┌──

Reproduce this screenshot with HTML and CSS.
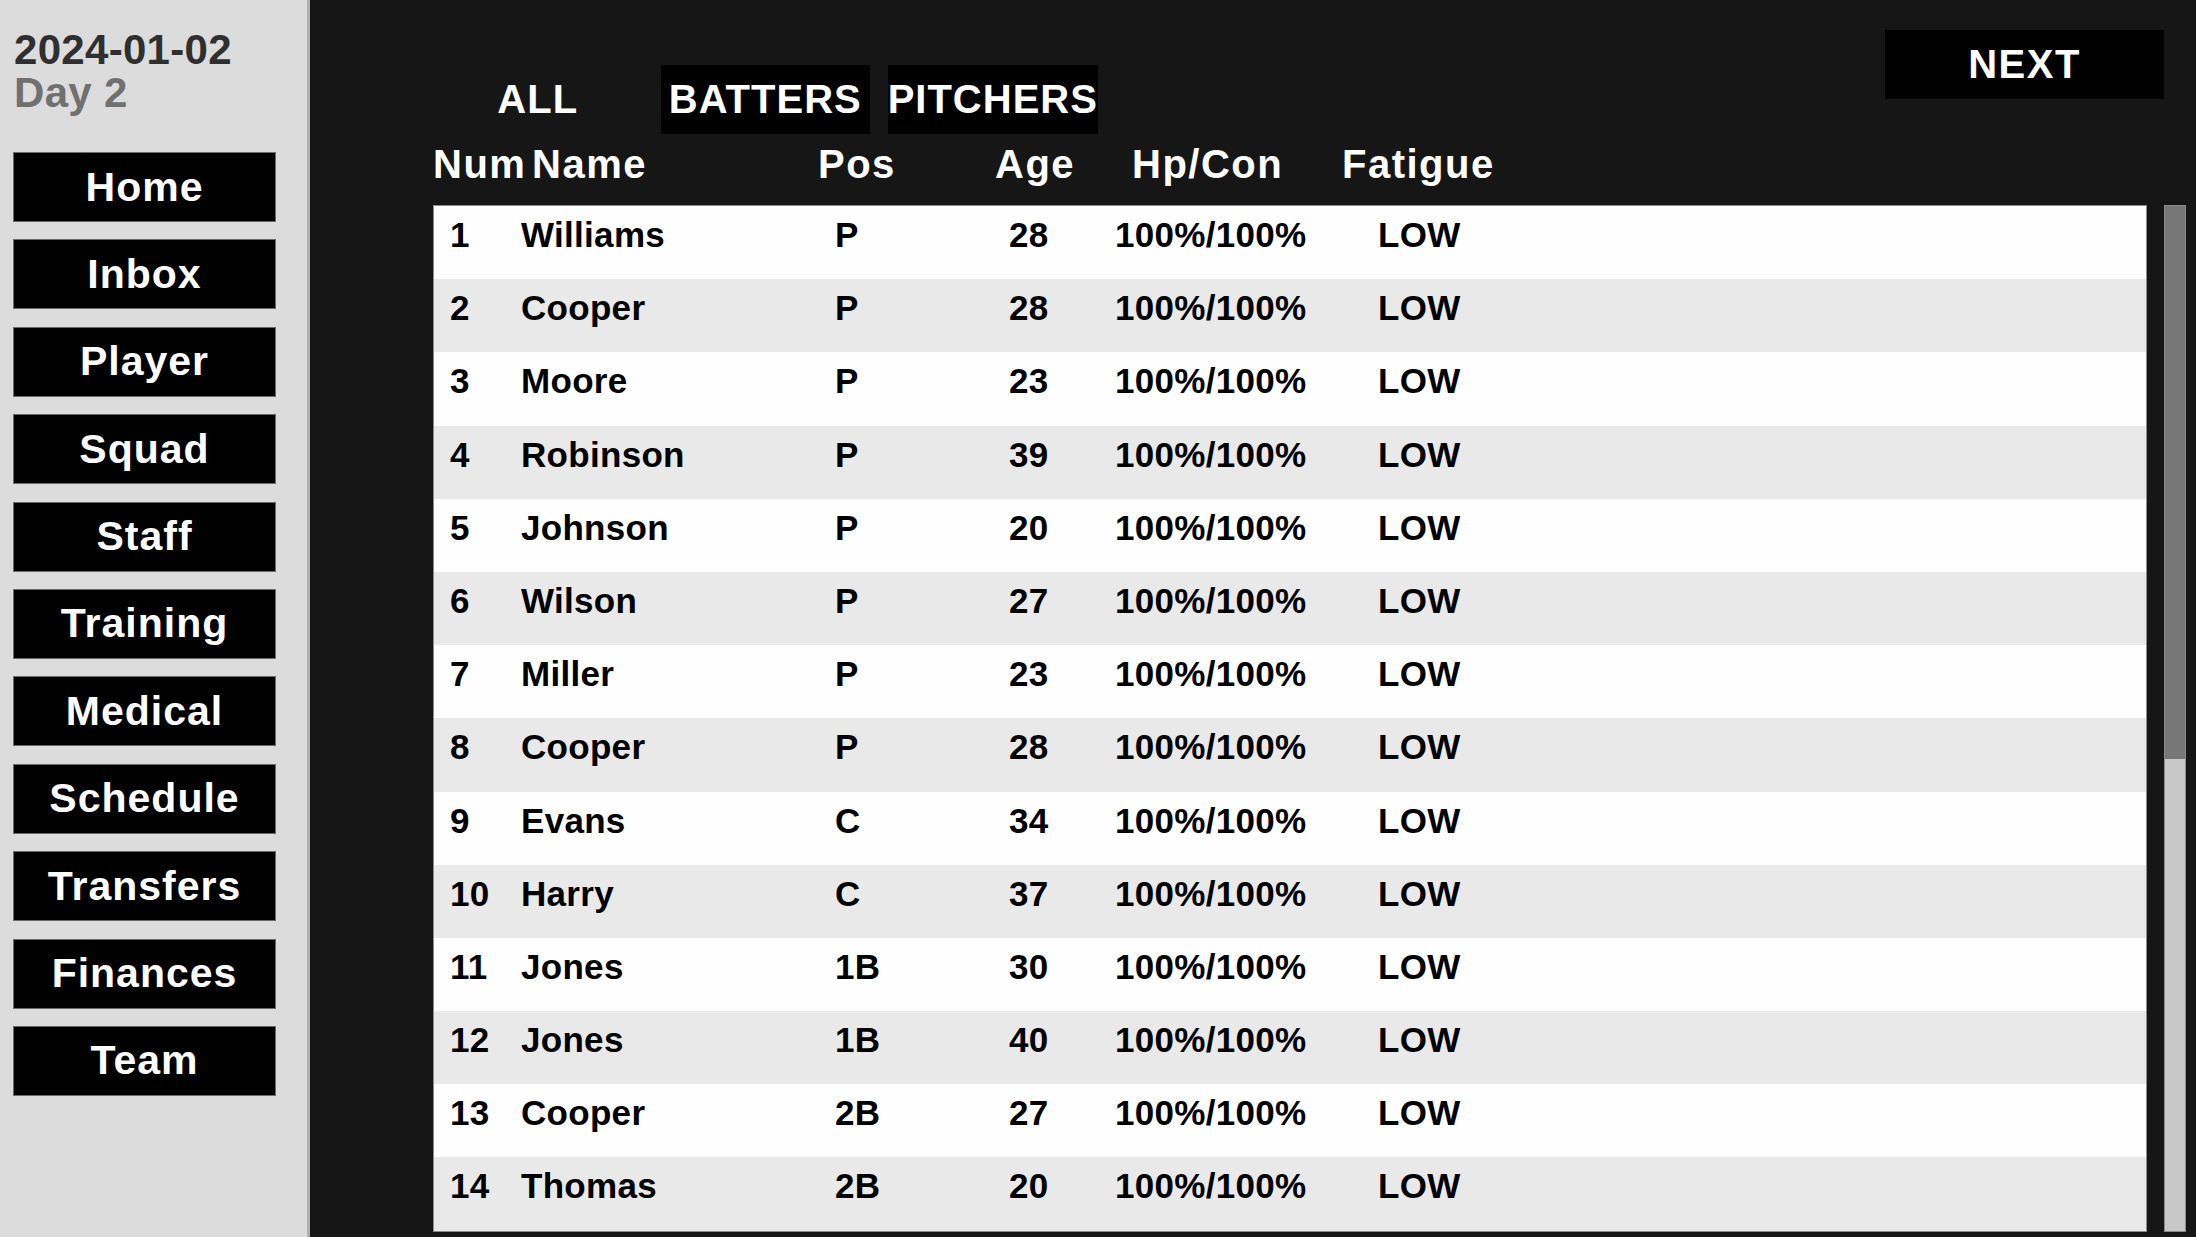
FILE: index.html
```html
<!DOCTYPE html>
<html lang="en">
<head>
<meta charset="utf-8">
<title>Squad</title>
<link rel="stylesheet" href="styles.css">
</head>
<body>
<div class="app">
  <aside class="sidebar">
    <div class="date">2024-01-02</div>
    <div class="day">Day 2</div>
    <nav class="nav">
      <div class="nav-btn">Home</div>
      <div class="nav-btn">Inbox</div>
      <div class="nav-btn">Player</div>
      <div class="nav-btn">Squad</div>
      <div class="nav-btn">Staff</div>
      <div class="nav-btn">Training</div>
      <div class="nav-btn">Medical</div>
      <div class="nav-btn">Schedule</div>
      <div class="nav-btn">Transfers</div>
      <div class="nav-btn">Finances</div>
      <div class="nav-btn">Team</div>
    </nav>
  </aside>
  <main class="main">
    <div class="topbar">
      <div class="tabs">
        <div class="tab tab-active">ALL</div>
        <div class="tab">BATTERS</div>
        <div class="tab">PITCHERS</div>
      </div>
      <div class="next-btn">NEXT</div>
    </div>
    <div class="thead">
      <div>Num</div><div>Name</div><div>Pos</div><div>Age</div><div>Hp/Con</div><div>Fatigue</div>
    </div>
    <div class="table-area">
      <div class="panel">
        <div class="row"><div>1</div><div>Williams</div><div>P</div><div>28</div><div>100%/100%</div><div>LOW</div></div>
        <div class="row"><div>2</div><div>Cooper</div><div>P</div><div>28</div><div>100%/100%</div><div>LOW</div></div>
        <div class="row"><div>3</div><div>Moore</div><div>P</div><div>23</div><div>100%/100%</div><div>LOW</div></div>
        <div class="row"><div>4</div><div>Robinson</div><div>P</div><div>39</div><div>100%/100%</div><div>LOW</div></div>
        <div class="row"><div>5</div><div>Johnson</div><div>P</div><div>20</div><div>100%/100%</div><div>LOW</div></div>
        <div class="row"><div>6</div><div>Wilson</div><div>P</div><div>27</div><div>100%/100%</div><div>LOW</div></div>
        <div class="row"><div>7</div><div>Miller</div><div>P</div><div>23</div><div>100%/100%</div><div>LOW</div></div>
        <div class="row"><div>8</div><div>Cooper</div><div>P</div><div>28</div><div>100%/100%</div><div>LOW</div></div>
        <div class="row"><div>9</div><div>Evans</div><div>C</div><div>34</div><div>100%/100%</div><div>LOW</div></div>
        <div class="row"><div>10</div><div>Harry</div><div>C</div><div>37</div><div>100%/100%</div><div>LOW</div></div>
        <div class="row"><div>11</div><div>Jones</div><div>1B</div><div>30</div><div>100%/100%</div><div>LOW</div></div>
        <div class="row"><div>12</div><div>Jones</div><div>1B</div><div>40</div><div>100%/100%</div><div>LOW</div></div>
        <div class="row"><div>13</div><div>Cooper</div><div>2B</div><div>27</div><div>100%/100%</div><div>LOW</div></div>
        <div class="row"><div>14</div><div>Thomas</div><div>2B</div><div>20</div><div>100%/100%</div><div>LOW</div></div>
      </div>
      <div class="scrollbar"><div class="thumb"></div></div>
    </div>
  </main>
</div>
</body>
</html>
```
FILE: styles.css
```css
* { box-sizing: border-box; }
html, body { margin: 0; padding: 0; }
body {
  width: 2196px;
  height: 1237px;
  overflow: hidden;
  font-family: "Liberation Sans", Arial, sans-serif;
  background: #161616;
}
.app {
  display: flex;
  height: 1237px;
}
.sidebar {
  width: 310px;
  flex: none;
  background: #dcdcdc;
  border-right: 3px solid #b0b0b0;
  padding: 28px 0 0 13px;
}
.date, .day {
  font-weight: bold;
  font-size: 42px;
  line-height: 43px;
  letter-spacing: 0.3px;
  margin-left: 1px;
}
.date { color: #2f2f2f; }
.day { color: #707070; }
.nav {
  margin-top: 38px;
  display: flex;
  flex-direction: column;
  gap: 17.4px;
}
.nav-btn {
  width: 263px;
  height: 70px;
  background: #000;
  border: 1px solid #6a6a6a;
  color: #fff;
  font-weight: bold;
  font-size: 41px;
  letter-spacing: 1px;
  display: flex;
  align-items: center;
  justify-content: center;
}
.main {
  flex: 1;
  display: flex;
  flex-direction: column;
  padding: 30px 10px 5px 123px;
}
.topbar {
  display: flex;
  justify-content: space-between;
  align-items: flex-start;
  height: 104px;
  flex: none;
}
.tabs {
  display: flex;
  gap: 18px;
  margin-top: 35px;
}
.tab {
  width: 209.5px;
  height: 69px;
  background: #000;
  color: #fff;
  font-weight: bold;
  font-size: 40px;
  letter-spacing: 1px;
  display: flex;
  align-items: center;
  justify-content: center;
  white-space: nowrap;
  overflow: visible;
}
.tab-active { background: transparent; }
.next-btn {
  width: 279px;
  height: 69px;
  margin-right: 22px;
  background: #000;
  color: #fff;
  font-weight: bold;
  font-size: 40px;
  letter-spacing: 1.5px;
  display: flex;
  align-items: center;
  justify-content: center;
}
.thead {
  flex: none;
  height: 71px;
  padding-top: 7px;
  display: grid;
  grid-template-columns: 99px 286px 177px 137px 210px 1fr;
  color: #fff;
  font-weight: bold;
  font-size: 40px;
  line-height: 46px;
  letter-spacing: 1.5px;
}
.row {
  height: 73.2px;
  padding: 9px 0 0 16px;
  display: grid;
  grid-template-columns: 71px 314px 174px 106px 263px 1fr;
  font-weight: bold;
  font-size: 35px;
  line-height: 40px;
  letter-spacing: 0.3px;
  color: #000;
  background: #fefefe;
}
.row:nth-child(even) { background: #e9e9e9; }
.table-area {
  flex: 1;
  display: flex;
  gap: 17px;
  min-height: 0;
}
.panel {
  width: 1714px;
  border: 1px solid #8a8a8a;
  overflow: hidden;
  background: #fff;
}
.scrollbar {
  width: 22px;
  background: #c8c8c8;
  border: 1px solid #8a8a8a;
  display: flex;
  flex-direction: column;
}
.thumb {
  height: 553px;
  background: #777;
}
```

└──

What is required: Quote the material in full and exactly; do not carry over its pictures.

Finished task:
Reproduce this screenshot with HTML and CSS.
FILE: index.html
```html
<!DOCTYPE html>
<html lang="en">
<head>
<meta charset="utf-8">
<title>Squad</title>
<link rel="stylesheet" href="styles.css">
</head>
<body>
<div class="app">
  <aside class="sidebar">
    <div class="date">2024-01-02</div>
    <div class="day">Day 2</div>
    <nav class="nav">
      <div class="nav-btn">Home</div>
      <div class="nav-btn">Inbox</div>
      <div class="nav-btn">Player</div>
      <div class="nav-btn">Squad</div>
      <div class="nav-btn">Staff</div>
      <div class="nav-btn">Training</div>
      <div class="nav-btn">Medical</div>
      <div class="nav-btn">Schedule</div>
      <div class="nav-btn">Transfers</div>
      <div class="nav-btn">Finances</div>
      <div class="nav-btn">Team</div>
    </nav>
  </aside>
  <main class="main">
    <div class="topbar">
      <div class="tabs">
        <div class="tab tab-active">ALL</div>
        <div class="tab">BATTERS</div>
        <div class="tab">PITCHERS</div>
      </div>
      <div class="next-btn">NEXT</div>
    </div>
    <div class="thead">
      <div>Num</div><div>Name</div><div>Pos</div><div>Age</div><div>Hp/Con</div><div>Fatigue</div>
    </div>
    <div class="table-area">
      <div class="panel">
        <div class="row"><div>1</div><div>Williams</div><div>P</div><div>28</div><div>100%/100%</div><div>LOW</div></div>
        <div class="row"><div>2</div><div>Cooper</div><div>P</div><div>28</div><div>100%/100%</div><div>LOW</div></div>
        <div class="row"><div>3</div><div>Moore</div><div>P</div><div>23</div><div>100%/100%</div><div>LOW</div></div>
        <div class="row"><div>4</div><div>Robinson</div><div>P</div><div>39</div><div>100%/100%</div><div>LOW</div></div>
        <div class="row"><div>5</div><div>Johnson</div><div>P</div><div>20</div><div>100%/100%</div><div>LOW</div></div>
        <div class="row"><div>6</div><div>Wilson</div><div>P</div><div>27</div><div>100%/100%</div><div>LOW</div></div>
        <div class="row"><div>7</div><div>Miller</div><div>P</div><div>23</div><div>100%/100%</div><div>LOW</div></div>
        <div class="row"><div>8</div><div>Cooper</div><div>P</div><div>28</div><div>100%/100%</div><div>LOW</div></div>
        <div class="row"><div>9</div><div>Evans</div><div>C</div><div>34</div><div>100%/100%</div><div>LOW</div></div>
        <div class="row"><div>10</div><div>Harry</div><div>C</div><div>37</div><div>100%/100%</div><div>LOW</div></div>
        <div class="row"><div>11</div><div>Jones</div><div>1B</div><div>30</div><div>100%/100%</div><div>LOW</div></div>
        <div class="row"><div>12</div><div>Jones</div><div>1B</div><div>40</div><div>100%/100%</div><div>LOW</div></div>
        <div class="row"><div>13</div><div>Cooper</div><div>2B</div><div>27</div><div>100%/100%</div><div>LOW</div></div>
        <div class="row"><div>14</div><div>Thomas</div><div>2B</div><div>20</div><div>100%/100%</div><div>LOW</div></div>
      </div>
      <div class="scrollbar"><div class="thumb"></div></div>
    </div>
  </main>
</div>
</body>
</html>
```
FILE: styles.css
```css
* { box-sizing: border-box; }
html, body { margin: 0; padding: 0; }
body {
  width: 2196px;
  height: 1237px;
  overflow: hidden;
  font-family: "Liberation Sans", Arial, sans-serif;
  background: #161616;
}
.app {
  display: flex;
  height: 1237px;
}
.sidebar {
  width: 310px;
  flex: none;
  background: #dcdcdc;
  border-right: 3px solid #b0b0b0;
  padding: 28px 0 0 13px;
}
.date, .day {
  font-weight: bold;
  font-size: 42px;
  line-height: 43px;
  letter-spacing: 0.3px;
  margin-left: 1px;
}
.date { color: #2f2f2f; }
.day { color: #707070; }
.nav {
  margin-top: 38px;
  display: flex;
  flex-direction: column;
  gap: 17.4px;
}
.nav-btn {
  width: 263px;
  height: 70px;
  background: #000;
  border: 1px solid #6a6a6a;
  color: #fff;
  font-weight: bold;
  font-size: 41px;
  letter-spacing: 1px;
  display: flex;
  align-items: center;
  justify-content: center;
}
.main {
  flex: 1;
  display: flex;
  flex-direction: column;
  padding: 30px 10px 5px 123px;
}
.topbar {
  display: flex;
  justify-content: space-between;
  align-items: flex-start;
  height: 104px;
  flex: none;
}
.tabs {
  display: flex;
  gap: 18px;
  margin-top: 35px;
}
.tab {
  width: 209.5px;
  height: 69px;
  background: #000;
  color: #fff;
  font-weight: bold;
  font-size: 40px;
  letter-spacing: 1px;
  display: flex;
  align-items: center;
  justify-content: center;
  white-space: nowrap;
  overflow: visible;
}
.tab-active { background: transparent; }
.next-btn {
  width: 279px;
  height: 69px;
  margin-right: 22px;
  background: #000;
  color: #fff;
  font-weight: bold;
  font-size: 40px;
  letter-spacing: 1.5px;
  display: flex;
  align-items: center;
  justify-content: center;
}
.thead {
  flex: none;
  height: 71px;
  padding-top: 7px;
  display: grid;
  grid-template-columns: 99px 286px 177px 137px 210px 1fr;
  color: #fff;
  font-weight: bold;
  font-size: 40px;
  line-height: 46px;
  letter-spacing: 1.5px;
}
.row {
  height: 73.2px;
  padding: 9px 0 0 16px;
  display: grid;
  grid-template-columns: 71px 314px 174px 106px 263px 1fr;
  font-weight: bold;
  font-size: 35px;
  line-height: 40px;
  letter-spacing: 0.3px;
  color: #000;
  background: #fefefe;
}
.row:nth-child(even) { background: #e9e9e9; }
.table-area {
  flex: 1;
  display: flex;
  gap: 17px;
  min-height: 0;
}
.panel {
  width: 1714px;
  border: 1px solid #8a8a8a;
  overflow: hidden;
  background: #fff;
}
.scrollbar {
  width: 22px;
  background: #c8c8c8;
  border: 1px solid #8a8a8a;
  display: flex;
  flex-direction: column;
}
.thumb {
  height: 553px;
  background: #777;
}
```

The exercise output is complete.